As a direct-market publisher not distributed to newsstands, the First series was not obligated to seek Comics Code Authority approval and could address more mature topics than Code-approved comics. Where the Charlton series featured broad whimsical themes, the First Comics series engaged in more specific satire directed at targets including the X-Men, Steven Spielberg, and Scientology.

The first 10 issues each contained a one-page parody of the Hostess snack advertisements that ran in comics through the 1970s and 1980s. These parodies were written and drawn by various creators and featured characters from across the independent comics industry. These parodies included:
- Rog-2000 by John Byrne
- Mike Mist by Max Allan Collins and Terry Beatty
- Pudge, Girl Blimp by Lee Marrs
- Teddy-Q by Bruce Patterson
- Omaha the Cat Dancer by Reed Waller
- Fred Hembeck by Hembeck himself
- Cutey Bunny by Joshua Quagmire
- Nexus by Mike Baron and Steve Rude
- Buck Godot by Phil Foglio
- Issue #10 did not feature comics characters but parodied the First Comics office; it was written and drawn by Bruce Patterson.

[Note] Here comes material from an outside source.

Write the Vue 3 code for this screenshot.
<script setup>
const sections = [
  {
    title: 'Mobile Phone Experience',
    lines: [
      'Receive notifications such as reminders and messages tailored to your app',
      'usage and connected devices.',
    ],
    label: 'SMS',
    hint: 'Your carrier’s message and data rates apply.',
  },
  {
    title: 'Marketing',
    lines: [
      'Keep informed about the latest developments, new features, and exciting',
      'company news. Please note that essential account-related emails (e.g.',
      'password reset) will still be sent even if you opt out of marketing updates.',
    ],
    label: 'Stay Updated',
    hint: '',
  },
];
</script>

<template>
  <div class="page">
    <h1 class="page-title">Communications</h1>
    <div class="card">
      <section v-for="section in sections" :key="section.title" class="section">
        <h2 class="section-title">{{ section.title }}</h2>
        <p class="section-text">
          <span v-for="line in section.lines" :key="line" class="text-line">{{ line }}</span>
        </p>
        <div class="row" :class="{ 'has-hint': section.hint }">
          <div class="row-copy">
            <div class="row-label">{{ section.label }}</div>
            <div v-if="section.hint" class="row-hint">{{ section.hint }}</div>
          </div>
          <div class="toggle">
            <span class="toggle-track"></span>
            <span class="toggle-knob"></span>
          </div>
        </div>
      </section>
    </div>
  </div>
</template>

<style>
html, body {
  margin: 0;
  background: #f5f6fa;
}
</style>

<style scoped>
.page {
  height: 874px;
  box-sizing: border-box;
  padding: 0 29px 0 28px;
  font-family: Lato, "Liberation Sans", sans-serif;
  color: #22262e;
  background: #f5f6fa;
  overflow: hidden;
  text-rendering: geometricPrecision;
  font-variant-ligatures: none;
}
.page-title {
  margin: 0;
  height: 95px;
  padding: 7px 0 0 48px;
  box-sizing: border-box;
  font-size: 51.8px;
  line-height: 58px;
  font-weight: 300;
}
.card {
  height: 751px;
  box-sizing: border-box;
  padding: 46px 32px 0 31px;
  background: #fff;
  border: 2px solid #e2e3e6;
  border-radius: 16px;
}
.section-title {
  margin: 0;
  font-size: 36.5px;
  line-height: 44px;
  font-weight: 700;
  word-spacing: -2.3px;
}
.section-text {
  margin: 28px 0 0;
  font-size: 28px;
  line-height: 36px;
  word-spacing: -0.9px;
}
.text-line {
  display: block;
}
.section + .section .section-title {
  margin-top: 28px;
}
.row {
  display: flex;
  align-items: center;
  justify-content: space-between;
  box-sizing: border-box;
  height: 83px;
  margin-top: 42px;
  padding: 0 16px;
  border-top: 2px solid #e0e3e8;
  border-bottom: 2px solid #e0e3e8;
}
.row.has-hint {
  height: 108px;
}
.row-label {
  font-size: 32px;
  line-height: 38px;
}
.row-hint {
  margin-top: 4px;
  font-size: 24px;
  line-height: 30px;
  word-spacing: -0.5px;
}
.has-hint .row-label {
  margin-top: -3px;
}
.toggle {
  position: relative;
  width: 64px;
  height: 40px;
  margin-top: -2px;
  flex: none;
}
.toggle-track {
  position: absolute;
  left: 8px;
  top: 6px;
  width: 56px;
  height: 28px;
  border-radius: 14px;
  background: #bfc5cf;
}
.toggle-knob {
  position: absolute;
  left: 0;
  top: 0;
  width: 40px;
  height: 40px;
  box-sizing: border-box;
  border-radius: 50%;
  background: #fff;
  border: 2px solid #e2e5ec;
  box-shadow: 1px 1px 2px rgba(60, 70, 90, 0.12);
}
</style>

E-Man ended with issue #25. It was followed by the seven issue mini-series The Original E-Man and Michael Mauser, reprinting the Charlton series and Mauser's backup stories in Vengeance Squad. Issue #7 of the miniseries featured a previously unpublished story introducing E-Man's sister Vamfire.

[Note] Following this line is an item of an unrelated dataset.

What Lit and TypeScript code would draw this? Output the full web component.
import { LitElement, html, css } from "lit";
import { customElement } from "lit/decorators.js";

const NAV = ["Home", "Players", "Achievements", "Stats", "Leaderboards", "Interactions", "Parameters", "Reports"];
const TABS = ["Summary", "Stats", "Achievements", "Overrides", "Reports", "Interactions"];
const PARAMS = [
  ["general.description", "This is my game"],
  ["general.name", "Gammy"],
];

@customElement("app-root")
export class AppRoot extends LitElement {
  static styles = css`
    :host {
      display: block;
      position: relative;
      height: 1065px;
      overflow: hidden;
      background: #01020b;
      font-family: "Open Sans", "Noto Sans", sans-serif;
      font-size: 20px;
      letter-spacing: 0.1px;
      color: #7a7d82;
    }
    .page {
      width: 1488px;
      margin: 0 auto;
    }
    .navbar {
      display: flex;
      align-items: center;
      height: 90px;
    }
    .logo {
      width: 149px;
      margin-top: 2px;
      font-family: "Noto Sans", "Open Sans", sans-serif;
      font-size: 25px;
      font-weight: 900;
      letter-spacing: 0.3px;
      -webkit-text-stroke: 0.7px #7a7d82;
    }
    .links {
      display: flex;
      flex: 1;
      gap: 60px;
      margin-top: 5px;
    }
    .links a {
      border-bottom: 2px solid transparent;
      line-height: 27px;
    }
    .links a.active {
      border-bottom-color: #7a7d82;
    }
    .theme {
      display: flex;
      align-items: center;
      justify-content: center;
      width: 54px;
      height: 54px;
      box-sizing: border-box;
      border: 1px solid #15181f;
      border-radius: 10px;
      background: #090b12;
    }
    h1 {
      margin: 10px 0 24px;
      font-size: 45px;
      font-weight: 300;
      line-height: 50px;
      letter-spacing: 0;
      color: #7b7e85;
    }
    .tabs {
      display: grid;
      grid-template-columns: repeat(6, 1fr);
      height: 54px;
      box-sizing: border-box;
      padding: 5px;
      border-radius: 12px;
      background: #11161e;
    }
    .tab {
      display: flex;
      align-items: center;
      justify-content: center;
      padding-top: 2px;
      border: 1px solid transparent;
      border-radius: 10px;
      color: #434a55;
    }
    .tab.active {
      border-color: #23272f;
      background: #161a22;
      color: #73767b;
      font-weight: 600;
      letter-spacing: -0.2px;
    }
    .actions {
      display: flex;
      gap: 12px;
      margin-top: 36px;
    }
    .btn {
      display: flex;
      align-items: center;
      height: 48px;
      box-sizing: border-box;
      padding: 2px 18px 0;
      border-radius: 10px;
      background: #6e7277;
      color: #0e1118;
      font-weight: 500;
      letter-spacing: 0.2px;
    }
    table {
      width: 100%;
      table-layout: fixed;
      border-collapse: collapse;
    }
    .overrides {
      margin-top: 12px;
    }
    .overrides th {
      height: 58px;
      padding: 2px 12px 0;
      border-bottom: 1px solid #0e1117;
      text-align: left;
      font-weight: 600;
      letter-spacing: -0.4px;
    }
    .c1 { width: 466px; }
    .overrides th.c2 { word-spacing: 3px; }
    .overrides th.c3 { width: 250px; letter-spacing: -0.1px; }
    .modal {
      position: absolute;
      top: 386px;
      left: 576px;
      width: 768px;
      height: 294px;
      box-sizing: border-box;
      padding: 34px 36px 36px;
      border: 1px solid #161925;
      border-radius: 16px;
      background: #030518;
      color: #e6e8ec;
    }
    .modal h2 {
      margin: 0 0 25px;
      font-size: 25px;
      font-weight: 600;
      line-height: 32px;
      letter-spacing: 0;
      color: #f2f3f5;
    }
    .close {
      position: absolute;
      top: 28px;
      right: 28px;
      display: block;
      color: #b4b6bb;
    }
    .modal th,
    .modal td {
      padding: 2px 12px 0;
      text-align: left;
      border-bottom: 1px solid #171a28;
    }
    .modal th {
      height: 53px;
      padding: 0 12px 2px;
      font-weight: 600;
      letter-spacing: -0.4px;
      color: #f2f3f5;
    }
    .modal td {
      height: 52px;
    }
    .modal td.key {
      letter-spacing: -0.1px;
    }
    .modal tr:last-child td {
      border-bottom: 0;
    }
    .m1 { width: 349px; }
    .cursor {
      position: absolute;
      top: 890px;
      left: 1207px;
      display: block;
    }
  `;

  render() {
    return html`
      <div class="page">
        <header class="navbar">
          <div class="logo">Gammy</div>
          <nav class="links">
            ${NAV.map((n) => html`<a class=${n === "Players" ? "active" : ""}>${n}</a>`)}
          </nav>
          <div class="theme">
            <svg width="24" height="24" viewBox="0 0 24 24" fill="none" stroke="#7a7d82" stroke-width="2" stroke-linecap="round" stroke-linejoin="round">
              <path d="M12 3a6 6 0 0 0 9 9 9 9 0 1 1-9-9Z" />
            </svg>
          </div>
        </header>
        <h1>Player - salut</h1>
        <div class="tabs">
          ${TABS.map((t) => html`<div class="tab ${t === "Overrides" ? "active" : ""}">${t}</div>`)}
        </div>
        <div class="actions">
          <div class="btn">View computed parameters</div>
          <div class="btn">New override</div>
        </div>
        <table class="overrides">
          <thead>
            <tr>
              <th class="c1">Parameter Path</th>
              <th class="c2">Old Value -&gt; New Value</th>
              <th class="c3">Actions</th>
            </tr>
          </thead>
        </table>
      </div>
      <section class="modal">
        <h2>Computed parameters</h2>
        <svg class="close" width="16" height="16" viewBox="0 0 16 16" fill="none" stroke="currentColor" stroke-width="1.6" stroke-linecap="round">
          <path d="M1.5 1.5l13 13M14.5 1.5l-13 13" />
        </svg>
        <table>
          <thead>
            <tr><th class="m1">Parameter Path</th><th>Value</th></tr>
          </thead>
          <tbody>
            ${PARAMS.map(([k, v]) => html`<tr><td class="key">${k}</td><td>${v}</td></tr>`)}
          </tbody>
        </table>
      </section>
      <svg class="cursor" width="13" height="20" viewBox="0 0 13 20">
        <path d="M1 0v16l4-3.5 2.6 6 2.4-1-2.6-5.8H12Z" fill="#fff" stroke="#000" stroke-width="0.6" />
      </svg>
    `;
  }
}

During the mid-1980s run, Staton acquired rights to the character from First, although First Comics retained ownership of their publications. As Staton described:

The deal with E-Man was that I had an arrangement with First Comics so that they bought the rights to E-Man from Charlton, and then I was to repay First all their expense out of my royalties. The rights to E-Man were then supposed to revert to me completely. But some of us needed more lawyers than we knew, and the end result of how it stands, as I understand it, is that I have the right to do any new E-Man stories I want to, and I have the right to license any new E-Man material I want. Ken Levin, the lawyer for First, controls the rights to what First published. To keep the rights unified, Ken and I decided he would represent the whole E-Man package. ... [W]hatever I get in, Nick [Cuti] gets 50%, but so far, it's been nothing.

===Later publications===
In 1989, Comico published an E-Man one-shot (Sept. 1989) by Cuti and Staton followed by a three-issue miniseries (Jan.-March 1990). After Comico's demise, Alpha Productions issued two one-shot publications, E-Man (Sept. 1993) and E-Man Returns (1994).

E-Man appeared in the two-page story "Come and Grow Old With Me", by Cuti and Staton, published in the magazine Comic Book Artist #12 (March 2001).

In 2006, Cuti and Staton produced three one-shots released by Digital Webbing Press: E-Man: Recharged (Oct. 2006); E-Man: Dolly (Sept. 2007); and E-Man: Curse of the Idol, per its cover-logo trademark, a.k.a. E-Man: The Idol, as copyrighted, per its postal indicia (Nov. 2008) abetted by co-writer Randy Buccini on the third. The indicia for each listed E-Man as copyrighted by "Joe Staton/First Comics".

A previously unpublished E-Man story (done originally for Alpha Productions) by Cuti & Staton saw print in Charlton Spotlight #6 (2008) along with an unpublished Mike Mauser story.

In 2011, E-Man appeared in War of the Independents, a (still-unfinished) crossover mini-series by Dave Ryan featuring more than 200 independent and creator-owned characters.

Since 2014, Cuti and Staton have been collaborating on a new three-part E-Man story, which was to be published in an issue of Charlton Action, a tribute comic fanzine celebrating Charlton's legacy. Staton said at the time that he was approaching the project as the final E-Man story. The story was finally published in three issues of a rebooted Charlton Arrow in 2017 and 2018.

==Fictional character biography==
E-Man is a sentient packet of energy thrown off by a nova. Traveling the galaxy it learned about life, how to duplicate the appearance of life, and about good and evil. Reaching Earth, it met exotic dancer/grad student Katrinka Colchnzski (who attended Xanadu University), also known as Nova Kane, and formed itself into a superhero dubbed E-Man, with a civilian identity dubbed "Alec Tronn" (electron). His emblem was the famous mass-energy equivalence formula "E=mc^{2}", and his powers included firing energy blasts from his hands and transforming his body into anything he could envision (e.g., turning his feet into jet engines so he could fly).

E-Man's origin was expanded by retcon in Charlton issue #10 and in the First Comics series.

Nova was later caught in a nuclear explosion, gained the same powers as E-Man, and became his partner; later still, she lost her powers (in a parody of X-Men's Phoenix) and then regained them. During their early adventures they acquired a pet koala named Teddy Q, whose intelligence grew to the point where he had a job waiting tables in a café.